## EXERCISE
Return each line of the material verbatim.

* start *

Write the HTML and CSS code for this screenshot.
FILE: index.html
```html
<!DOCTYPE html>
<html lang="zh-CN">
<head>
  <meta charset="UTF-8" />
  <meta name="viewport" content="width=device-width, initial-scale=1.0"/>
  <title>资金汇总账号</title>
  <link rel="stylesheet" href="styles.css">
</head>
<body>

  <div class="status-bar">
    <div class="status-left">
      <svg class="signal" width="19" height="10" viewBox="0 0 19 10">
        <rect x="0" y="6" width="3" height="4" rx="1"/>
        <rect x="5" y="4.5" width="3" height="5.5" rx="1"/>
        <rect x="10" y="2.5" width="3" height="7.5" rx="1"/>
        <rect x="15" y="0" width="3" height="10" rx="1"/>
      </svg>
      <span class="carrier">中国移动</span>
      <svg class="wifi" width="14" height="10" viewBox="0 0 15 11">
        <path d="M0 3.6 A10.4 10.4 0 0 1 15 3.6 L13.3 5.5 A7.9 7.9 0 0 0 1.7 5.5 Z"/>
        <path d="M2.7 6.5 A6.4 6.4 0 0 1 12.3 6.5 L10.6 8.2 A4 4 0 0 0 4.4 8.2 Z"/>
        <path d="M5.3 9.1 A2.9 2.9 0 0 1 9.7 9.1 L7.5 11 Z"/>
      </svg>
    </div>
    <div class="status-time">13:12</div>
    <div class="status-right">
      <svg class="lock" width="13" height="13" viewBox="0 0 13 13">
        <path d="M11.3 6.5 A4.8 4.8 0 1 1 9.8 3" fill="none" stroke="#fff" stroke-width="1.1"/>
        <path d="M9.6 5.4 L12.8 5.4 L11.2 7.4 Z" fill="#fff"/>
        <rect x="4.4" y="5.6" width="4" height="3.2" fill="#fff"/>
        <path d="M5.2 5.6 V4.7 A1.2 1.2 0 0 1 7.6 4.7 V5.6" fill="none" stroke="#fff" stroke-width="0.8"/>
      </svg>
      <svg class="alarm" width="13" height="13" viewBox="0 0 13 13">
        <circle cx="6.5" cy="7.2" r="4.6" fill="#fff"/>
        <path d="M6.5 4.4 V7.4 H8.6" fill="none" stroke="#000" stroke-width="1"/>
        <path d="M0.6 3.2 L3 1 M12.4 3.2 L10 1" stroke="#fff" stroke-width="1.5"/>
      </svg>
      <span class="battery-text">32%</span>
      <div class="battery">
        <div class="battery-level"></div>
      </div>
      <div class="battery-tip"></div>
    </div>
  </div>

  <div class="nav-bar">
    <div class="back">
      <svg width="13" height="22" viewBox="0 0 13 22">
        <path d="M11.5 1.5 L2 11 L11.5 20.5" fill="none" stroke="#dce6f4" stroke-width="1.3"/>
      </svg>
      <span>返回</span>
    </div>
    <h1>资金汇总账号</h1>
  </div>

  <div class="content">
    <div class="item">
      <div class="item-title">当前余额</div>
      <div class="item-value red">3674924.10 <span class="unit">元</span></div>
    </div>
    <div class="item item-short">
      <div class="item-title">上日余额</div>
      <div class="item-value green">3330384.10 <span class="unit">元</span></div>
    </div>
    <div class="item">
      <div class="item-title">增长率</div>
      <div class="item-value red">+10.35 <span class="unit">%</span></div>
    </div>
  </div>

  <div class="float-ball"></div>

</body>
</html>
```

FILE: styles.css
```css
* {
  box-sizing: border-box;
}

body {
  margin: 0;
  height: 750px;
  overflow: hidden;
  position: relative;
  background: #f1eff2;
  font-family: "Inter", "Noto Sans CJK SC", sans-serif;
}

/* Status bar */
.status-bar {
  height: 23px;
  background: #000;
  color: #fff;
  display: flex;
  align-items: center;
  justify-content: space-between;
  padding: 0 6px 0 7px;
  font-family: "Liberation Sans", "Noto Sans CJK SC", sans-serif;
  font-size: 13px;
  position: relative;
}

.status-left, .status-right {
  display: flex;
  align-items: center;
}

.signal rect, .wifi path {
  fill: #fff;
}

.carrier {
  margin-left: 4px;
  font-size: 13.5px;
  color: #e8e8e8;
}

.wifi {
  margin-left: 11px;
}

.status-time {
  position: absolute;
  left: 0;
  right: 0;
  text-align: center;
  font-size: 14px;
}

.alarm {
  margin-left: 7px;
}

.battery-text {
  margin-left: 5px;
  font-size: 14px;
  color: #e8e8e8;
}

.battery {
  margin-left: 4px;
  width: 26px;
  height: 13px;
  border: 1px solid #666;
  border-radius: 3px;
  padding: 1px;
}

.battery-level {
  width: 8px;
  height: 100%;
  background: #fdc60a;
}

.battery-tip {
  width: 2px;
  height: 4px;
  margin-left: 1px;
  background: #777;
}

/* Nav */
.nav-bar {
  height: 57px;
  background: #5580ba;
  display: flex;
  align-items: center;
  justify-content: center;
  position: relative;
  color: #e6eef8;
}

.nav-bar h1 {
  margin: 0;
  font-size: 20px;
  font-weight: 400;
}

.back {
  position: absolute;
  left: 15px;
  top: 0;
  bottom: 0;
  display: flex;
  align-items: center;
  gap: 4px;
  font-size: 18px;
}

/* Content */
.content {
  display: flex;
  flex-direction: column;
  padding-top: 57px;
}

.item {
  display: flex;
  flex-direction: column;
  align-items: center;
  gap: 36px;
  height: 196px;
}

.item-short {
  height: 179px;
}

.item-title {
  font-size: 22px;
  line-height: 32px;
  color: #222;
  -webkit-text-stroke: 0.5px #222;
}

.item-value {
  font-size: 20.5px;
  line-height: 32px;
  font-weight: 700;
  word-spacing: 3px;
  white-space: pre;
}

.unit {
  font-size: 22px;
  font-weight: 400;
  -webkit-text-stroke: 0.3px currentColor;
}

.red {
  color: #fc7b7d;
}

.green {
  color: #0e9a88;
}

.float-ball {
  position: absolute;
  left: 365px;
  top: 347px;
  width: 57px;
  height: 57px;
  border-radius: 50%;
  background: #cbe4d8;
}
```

* end *

## SOLUTION FOR THIS TASK
Write the HTML and CSS code for this screenshot.
FILE: index.html
```html
<!DOCTYPE html>
<html lang="zh-CN">
<head>
  <meta charset="UTF-8" />
  <meta name="viewport" content="width=device-width, initial-scale=1.0"/>
  <title>资金汇总账号</title>
  <link rel="stylesheet" href="styles.css">
</head>
<body>

  <div class="status-bar">
    <div class="status-left">
      <svg class="signal" width="19" height="10" viewBox="0 0 19 10">
        <rect x="0" y="6" width="3" height="4" rx="1"/>
        <rect x="5" y="4.5" width="3" height="5.5" rx="1"/>
        <rect x="10" y="2.5" width="3" height="7.5" rx="1"/>
        <rect x="15" y="0" width="3" height="10" rx="1"/>
      </svg>
      <span class="carrier">中国移动</span>
      <svg class="wifi" width="14" height="10" viewBox="0 0 15 11">
        <path d="M0 3.6 A10.4 10.4 0 0 1 15 3.6 L13.3 5.5 A7.9 7.9 0 0 0 1.7 5.5 Z"/>
        <path d="M2.7 6.5 A6.4 6.4 0 0 1 12.3 6.5 L10.6 8.2 A4 4 0 0 0 4.4 8.2 Z"/>
        <path d="M5.3 9.1 A2.9 2.9 0 0 1 9.7 9.1 L7.5 11 Z"/>
      </svg>
    </div>
    <div class="status-time">13:12</div>
    <div class="status-right">
      <svg class="lock" width="13" height="13" viewBox="0 0 13 13">
        <path d="M11.3 6.5 A4.8 4.8 0 1 1 9.8 3" fill="none" stroke="#fff" stroke-width="1.1"/>
        <path d="M9.6 5.4 L12.8 5.4 L11.2 7.4 Z" fill="#fff"/>
        <rect x="4.4" y="5.6" width="4" height="3.2" fill="#fff"/>
        <path d="M5.2 5.6 V4.7 A1.2 1.2 0 0 1 7.6 4.7 V5.6" fill="none" stroke="#fff" stroke-width="0.8"/>
      </svg>
      <svg class="alarm" width="13" height="13" viewBox="0 0 13 13">
        <circle cx="6.5" cy="7.2" r="4.6" fill="#fff"/>
        <path d="M6.5 4.4 V7.4 H8.6" fill="none" stroke="#000" stroke-width="1"/>
        <path d="M0.6 3.2 L3 1 M12.4 3.2 L10 1" stroke="#fff" stroke-width="1.5"/>
      </svg>
      <span class="battery-text">32%</span>
      <div class="battery">
        <div class="battery-level"></div>
      </div>
      <div class="battery-tip"></div>
    </div>
  </div>

  <div class="nav-bar">
    <div class="back">
      <svg width="13" height="22" viewBox="0 0 13 22">
        <path d="M11.5 1.5 L2 11 L11.5 20.5" fill="none" stroke="#dce6f4" stroke-width="1.3"/>
      </svg>
      <span>返回</span>
    </div>
    <h1>资金汇总账号</h1>
  </div>

  <div class="content">
    <div class="item">
      <div class="item-title">当前余额</div>
      <div class="item-value red">3674924.10 <span class="unit">元</span></div>
    </div>
    <div class="item item-short">
      <div class="item-title">上日余额</div>
      <div class="item-value green">3330384.10 <span class="unit">元</span></div>
    </div>
    <div class="item">
      <div class="item-title">增长率</div>
      <div class="item-value red">+10.35 <span class="unit">%</span></div>
    </div>
  </div>

  <div class="float-ball"></div>

</body>
</html>
```

FILE: styles.css
```css
* {
  box-sizing: border-box;
}

body {
  margin: 0;
  height: 750px;
  overflow: hidden;
  position: relative;
  background: #f1eff2;
  font-family: "Inter", "Noto Sans CJK SC", sans-serif;
}

/* Status bar */
.status-bar {
  height: 23px;
  background: #000;
  color: #fff;
  display: flex;
  align-items: center;
  justify-content: space-between;
  padding: 0 6px 0 7px;
  font-family: "Liberation Sans", "Noto Sans CJK SC", sans-serif;
  font-size: 13px;
  position: relative;
}

.status-left, .status-right {
  display: flex;
  align-items: center;
}

.signal rect, .wifi path {
  fill: #fff;
}

.carrier {
  margin-left: 4px;
  font-size: 13.5px;
  color: #e8e8e8;
}

.wifi {
  margin-left: 11px;
}

.status-time {
  position: absolute;
  left: 0;
  right: 0;
  text-align: center;
  font-size: 14px;
}

.alarm {
  margin-left: 7px;
}

.battery-text {
  margin-left: 5px;
  font-size: 14px;
  color: #e8e8e8;
}

.battery {
  margin-left: 4px;
  width: 26px;
  height: 13px;
  border: 1px solid #666;
  border-radius: 3px;
  padding: 1px;
}

.battery-level {
  width: 8px;
  height: 100%;
  background: #fdc60a;
}

.battery-tip {
  width: 2px;
  height: 4px;
  margin-left: 1px;
  background: #777;
}

/* Nav */
.nav-bar {
  height: 57px;
  background: #5580ba;
  display: flex;
  align-items: center;
  justify-content: center;
  position: relative;
  color: #e6eef8;
}

.nav-bar h1 {
  margin: 0;
  font-size: 20px;
  font-weight: 400;
}

.back {
  position: absolute;
  left: 15px;
  top: 0;
  bottom: 0;
  display: flex;
  align-items: center;
  gap: 4px;
  font-size: 18px;
}

/* Content */
.content {
  display: flex;
  flex-direction: column;
  padding-top: 57px;
}

.item {
  display: flex;
  flex-direction: column;
  align-items: center;
  gap: 36px;
  height: 196px;
}

.item-short {
  height: 179px;
}

.item-title {
  font-size: 22px;
  line-height: 32px;
  color: #222;
  -webkit-text-stroke: 0.5px #222;
}

.item-value {
  font-size: 20.5px;
  line-height: 32px;
  font-weight: 700;
  word-spacing: 3px;
  white-space: pre;
}

.unit {
  font-size: 22px;
  font-weight: 400;
  -webkit-text-stroke: 0.3px currentColor;
}

.red {
  color: #fc7b7d;
}

.green {
  color: #0e9a88;
}

.float-ball {
  position: absolute;
  left: 365px;
  top: 347px;
  width: 57px;
  height: 57px;
  border-radius: 50%;
  background: #cbe4d8;
}
```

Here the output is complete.